> _TASK OBJECTIVE_:
Give back the full listing verbatim, apart from its images.
• • • •
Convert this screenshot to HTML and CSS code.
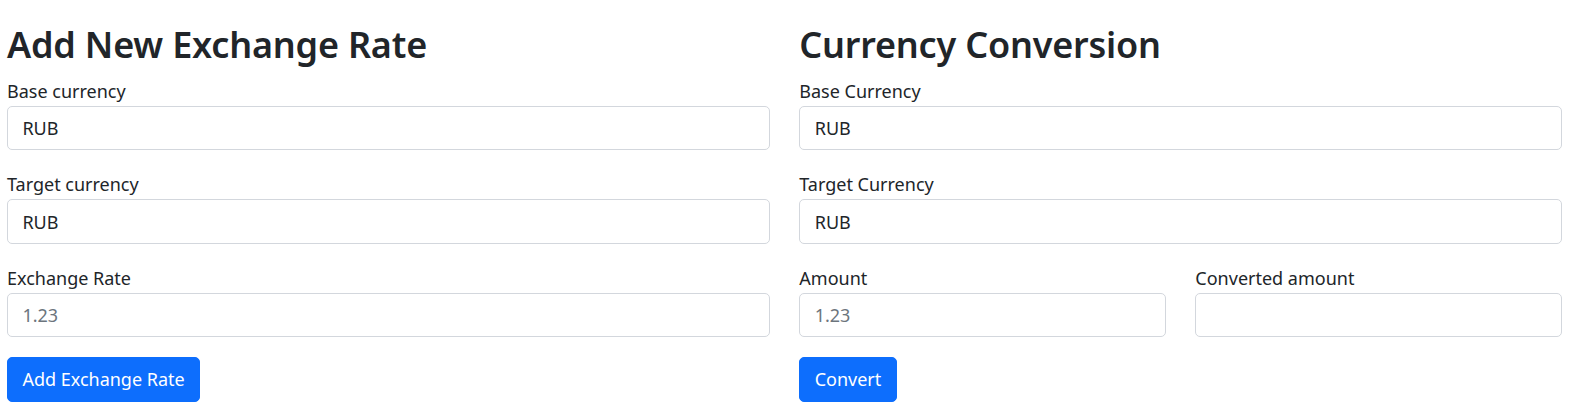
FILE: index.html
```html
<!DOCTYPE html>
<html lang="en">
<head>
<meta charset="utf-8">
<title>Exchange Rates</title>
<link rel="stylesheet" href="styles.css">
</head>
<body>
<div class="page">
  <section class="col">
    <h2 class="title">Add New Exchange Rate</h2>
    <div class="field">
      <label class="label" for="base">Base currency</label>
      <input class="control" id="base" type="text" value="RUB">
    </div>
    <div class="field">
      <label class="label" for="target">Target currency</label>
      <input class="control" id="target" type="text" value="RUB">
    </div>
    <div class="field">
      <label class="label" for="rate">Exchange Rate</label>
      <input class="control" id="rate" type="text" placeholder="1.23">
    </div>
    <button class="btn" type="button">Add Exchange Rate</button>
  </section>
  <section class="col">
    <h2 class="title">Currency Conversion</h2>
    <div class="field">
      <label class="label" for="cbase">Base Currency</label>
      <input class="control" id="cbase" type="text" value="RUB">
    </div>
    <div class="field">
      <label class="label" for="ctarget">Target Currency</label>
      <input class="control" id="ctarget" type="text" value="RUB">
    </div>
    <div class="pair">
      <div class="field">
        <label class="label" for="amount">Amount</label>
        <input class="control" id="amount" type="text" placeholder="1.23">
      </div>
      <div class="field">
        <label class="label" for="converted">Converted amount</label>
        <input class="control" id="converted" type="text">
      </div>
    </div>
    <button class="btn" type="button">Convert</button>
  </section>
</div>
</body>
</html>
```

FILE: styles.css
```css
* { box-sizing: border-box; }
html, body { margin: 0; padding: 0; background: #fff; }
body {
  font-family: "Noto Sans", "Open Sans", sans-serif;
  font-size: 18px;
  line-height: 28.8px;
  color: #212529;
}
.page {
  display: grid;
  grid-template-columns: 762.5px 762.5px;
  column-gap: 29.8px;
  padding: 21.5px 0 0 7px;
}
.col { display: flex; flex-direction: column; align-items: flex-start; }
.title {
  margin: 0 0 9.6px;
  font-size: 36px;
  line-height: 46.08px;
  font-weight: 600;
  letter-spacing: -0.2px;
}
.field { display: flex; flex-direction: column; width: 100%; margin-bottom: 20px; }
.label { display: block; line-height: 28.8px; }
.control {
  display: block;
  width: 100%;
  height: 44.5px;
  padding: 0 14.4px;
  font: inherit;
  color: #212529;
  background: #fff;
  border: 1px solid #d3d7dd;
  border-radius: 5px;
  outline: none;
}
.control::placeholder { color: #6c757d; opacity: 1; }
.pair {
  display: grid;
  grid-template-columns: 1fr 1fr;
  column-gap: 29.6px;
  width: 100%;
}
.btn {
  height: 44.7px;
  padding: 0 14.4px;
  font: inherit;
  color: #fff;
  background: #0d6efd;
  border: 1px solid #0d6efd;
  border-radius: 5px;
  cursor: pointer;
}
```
• • • •
> _FULL OUTPUT_:
Convert this screenshot to HTML and CSS code.
FILE: index.html
```html
<!DOCTYPE html>
<html lang="en">
<head>
<meta charset="utf-8">
<title>Exchange Rates</title>
<link rel="stylesheet" href="styles.css">
</head>
<body>
<div class="page">
  <section class="col">
    <h2 class="title">Add New Exchange Rate</h2>
    <div class="field">
      <label class="label" for="base">Base currency</label>
      <input class="control" id="base" type="text" value="RUB">
    </div>
    <div class="field">
      <label class="label" for="target">Target currency</label>
      <input class="control" id="target" type="text" value="RUB">
    </div>
    <div class="field">
      <label class="label" for="rate">Exchange Rate</label>
      <input class="control" id="rate" type="text" placeholder="1.23">
    </div>
    <button class="btn" type="button">Add Exchange Rate</button>
  </section>
  <section class="col">
    <h2 class="title">Currency Conversion</h2>
    <div class="field">
      <label class="label" for="cbase">Base Currency</label>
      <input class="control" id="cbase" type="text" value="RUB">
    </div>
    <div class="field">
      <label class="label" for="ctarget">Target Currency</label>
      <input class="control" id="ctarget" type="text" value="RUB">
    </div>
    <div class="pair">
      <div class="field">
        <label class="label" for="amount">Amount</label>
        <input class="control" id="amount" type="text" placeholder="1.23">
      </div>
      <div class="field">
        <label class="label" for="converted">Converted amount</label>
        <input class="control" id="converted" type="text">
      </div>
    </div>
    <button class="btn" type="button">Convert</button>
  </section>
</div>
</body>
</html>
```

FILE: styles.css
```css
* { box-sizing: border-box; }
html, body { margin: 0; padding: 0; background: #fff; }
body {
  font-family: "Noto Sans", "Open Sans", sans-serif;
  font-size: 18px;
  line-height: 28.8px;
  color: #212529;
}
.page {
  display: grid;
  grid-template-columns: 762.5px 762.5px;
  column-gap: 29.8px;
  padding: 21.5px 0 0 7px;
}
.col { display: flex; flex-direction: column; align-items: flex-start; }
.title {
  margin: 0 0 9.6px;
  font-size: 36px;
  line-height: 46.08px;
  font-weight: 600;
  letter-spacing: -0.2px;
}
.field { display: flex; flex-direction: column; width: 100%; margin-bottom: 20px; }
.label { display: block; line-height: 28.8px; }
.control {
  display: block;
  width: 100%;
  height: 44.5px;
  padding: 0 14.4px;
  font: inherit;
  color: #212529;
  background: #fff;
  border: 1px solid #d3d7dd;
  border-radius: 5px;
  outline: none;
}
.control::placeholder { color: #6c757d; opacity: 1; }
.pair {
  display: grid;
  grid-template-columns: 1fr 1fr;
  column-gap: 29.6px;
  width: 100%;
}
.btn {
  height: 44.7px;
  padding: 0 14.4px;
  font: inherit;
  color: #fff;
  background: #0d6efd;
  border: 1px solid #0d6efd;
  border-radius: 5px;
  cursor: pointer;
}
```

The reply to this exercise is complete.